A reverse pivot is one of the most common power-killers in golf, but getting rid of it is simpler than you might think. This single fault flips the entire sequence of your swing, causing you to tilt towards the target on the way back and fall away from it on the way down. This article will show you exactly what a reverse pivot is, why it’s happening, and provide a clear, step-by-step guide with effective drills to fix it for good.
What Exactly is a Reverse Pivot?
In a powerful and efficient golf swing, the sequence of movement is straightforward: you turn away from the target in the backswing, loading your weight and pressure onto your trail side (your right side for a right-handed golfer). Then, you transition that pressure toward the target and unwind your body through impact, finishing balanced on your lead foot.
A reverse pivot does, as the name suggests, the complete opposite.
Here’s what it looks like:
- On the backswing: Instead of rotating and loading into your trail leg, your upper body leans toward the target. Your spine tilts to the left (for a righty), and most of your weight shifts onto your lead foot.
- On the downswing: To try and generate some semblance of power from this stacked position, your body has no choice but to fall away from the target. Your spine tilts to the right, and you finish your swing hanging back on your trail foot.
You’ve essentially flipped the correct weight shift. You move left on the way back and right on the way down. It’s an easy mistake to make, often born from the simple advice to "keep your head still." Many golfers interpret this to mean locking their head in place, which forces the upper body to tilt instead of rotating.
Why it Sabotages Your Swing
The consequences of a reverse pivot are widespread and frustrating. It’s the root cause of many common swing flaws that you might be struggling with right now.
- Massive Loss of Power: Power in golf comes from sequencing the ground up. You shift your pressure and then unwind your hips, torso, and finally the club. A reverse pivot breaks this chain. With your weight on the wrong foot, you can't use your lower body to start the downswing, turning your powerful body rotation into a weak, upper-body-dominant slash at the ball.
- The Slice: When you fall back and away from the ball during the downswing, your club path is almost guaranteed to come "over the top," cutting across the ball from out-to-in. This path, combined with an open clubface, is the classic recipe for a slice.
- Inconsistent Contact: Correcting the swing plane is about achieving a consistent low point - where the club bottoms out in the swing arc. A reverse pivot causes this low point to move all over the place. A little too far back? You'll hit the shot fat. A little too far forward? You'll hit it thin or top it completely.
If you feel like you aren't hitting the ball with any authority, struggle with a slice, or can't seem to make clean contact consistently, a reverse pivot is a likely suspect.

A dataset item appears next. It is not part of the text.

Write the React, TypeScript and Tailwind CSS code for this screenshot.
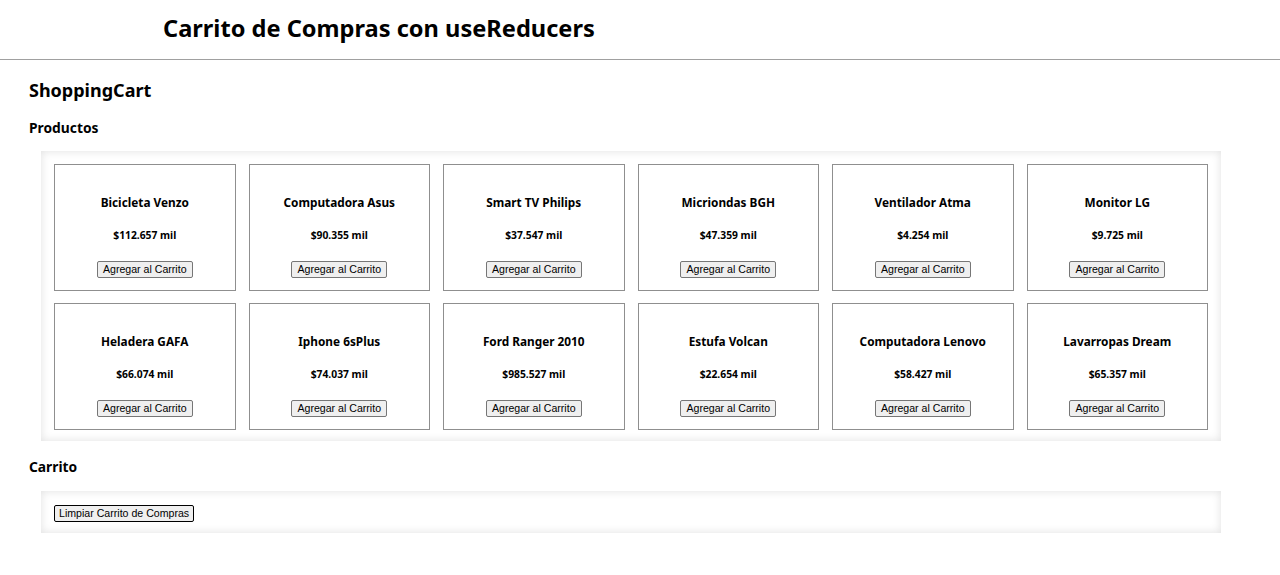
import React, { useReducer } from 'react';

interface Product {
  id: number;
  name: string;
  price: string;
}

const products: Product[] = [
  { id: 1, name: 'Bicicleta Venzo', price: '$112.657 mil' },
  { id: 2, name: 'Computadora Asus', price: '$90.355 mil' },
  { id: 3, name: 'Smart TV Philips', price: '$37.547 mil' },
  { id: 4, name: 'Micriondas BGH', price: '$47.359 mil' },
  { id: 5, name: 'Ventilador Atma', price: '$4.254 mil' },
  { id: 6, name: 'Monitor LG', price: '$9.725 mil' },
  { id: 7, name: 'Heladera GAFA', price: '$66.074 mil' },
  { id: 8, name: 'Iphone 6sPlus', price: '$74.037 mil' },
  { id: 9, name: 'Ford Ranger 2010', price: '$985.527 mil' },
  { id: 10, name: 'Estufa Volcan', price: '$22.654 mil' },
  { id: 11, name: 'Computadora Lenovo', price: '$58.427 mil' },
  { id: 12, name: 'Lavarropas Dream', price: '$65.357 mil' },
];

type Action = { type: 'ADD'; id: number } | { type: 'CLEAR' };

const cartReducer = (state: number[], action: Action) => {
  switch (action.type) {
    case 'ADD':
      return [...state, action.id];
    case 'CLEAR':
      return [];
    default:
      return state;
  }
};

const font = "font-['Noto_Sans','Open_Sans',sans-serif]";
const btnBase =
  "font-['Liberation_Sans',Arial,sans-serif] text-[10.6px] leading-[13px] py-[1px] bg-[#efefef] border rounded-[2px] text-black";

const ProductCard = ({ product, onAdd }: { product: Product; onAdd: () => void }) => (
  <div className="h-[127px] border border-[#8f8f8f] bg-white flex flex-col items-center">
    <h3 className="mt-[29px] text-[11.8px] leading-[16px] font-bold">{product.name}</h3>
    <h5 className="mt-[18px] text-[10.3px] leading-[14px] font-bold">{product.price}</h5>
    <button onClick={onAdd} className={`mt-[19px] px-[5px] border-[#767676] ${btnBase}`}>
      Agregar al Carrito
    </button>
  </div>
);

export default function App() {
  const [cart, dispatch] = useReducer(cartReducer, []);

  return (
    <div className={`${font} bg-white text-black min-h-[575px]`}>
      <header className="h-[60px] border-b border-[#a0a0a0]">
        <h1 className="pt-[12px] pl-[163px] text-[23.6px] leading-[32px] font-bold">
          Carrito de Compras con useReducers
        </h1>
      </header>

      <div className="px-[29px]">
        <h2 className="mt-[18px] text-[18px] leading-[24px] font-bold">ShoppingCart</h2>
        <h3 className="mt-[16px] text-[13.8px] leading-[20px] font-bold">Productos</h3>

        <div className="mt-[13px] ml-[12px] w-[1180px] pt-[13px] pb-[11px] px-[13px] grid grid-cols-6 gap-x-[13px] gap-y-[12px] shadow-[inset_0_0_10px_rgba(0,0,0,0.12)]">
          {products.map((p) => (
            <ProductCard key={p.id} product={p} onAdd={() => dispatch({ type: 'ADD', id: p.id })} />
          ))}
        </div>

        <h3 className="mt-[16px] text-[13.8px] leading-[20px] font-bold">Carrito</h3>

        <div className="mt-[14px] ml-[12px] w-[1180px] pt-[14px] pb-[11px] px-[13px] flex flex-col items-start shadow-[inset_0_0_10px_rgba(0,0,0,0.12)]">
          <button
            onClick={() => dispatch({ type: 'CLEAR' })}
            className={`px-[4px] border-black ${btnBase}`}
          >
            Limpiar Carrito de Compras
          </button>
          {cart.map((id, i) => (
            <div key={i} className="text-[12px]">
              {products.find((p) => p.id === id)?.name}
            </div>
          ))}
        </div>
      </div>
    </div>
  );
}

The True Causes of a Reverse Pivot
To fix this issue permanently, you have to understand where it's coming from. It's rarely just one thing, but usually a combination of setup mistakes and conceptual misunderstandings. Here are the most common culprits.
1. Poor Setup Position
An improper setup puts you in a position to fail before you even start the club back. The two main setup flaws that encourage a reverse pivot are:
- Starting with too much weight on your lead foot: Many amateurs set up with 60% or more of their weight on their front foot, thinking it will help them stay "over the ball." This makes it almost impossible to shift pressure into your trail side during the backswing. Instead, your weight just gets more entrenched on your lead foot as you turn.
- Standing too upright: A very vertical posture with little hip hinge makes it much harder for your torso to rotate on the proper angle. The path of least resistance becomes a simple lateral tilt towards the target, setting the reverse pivot in motion.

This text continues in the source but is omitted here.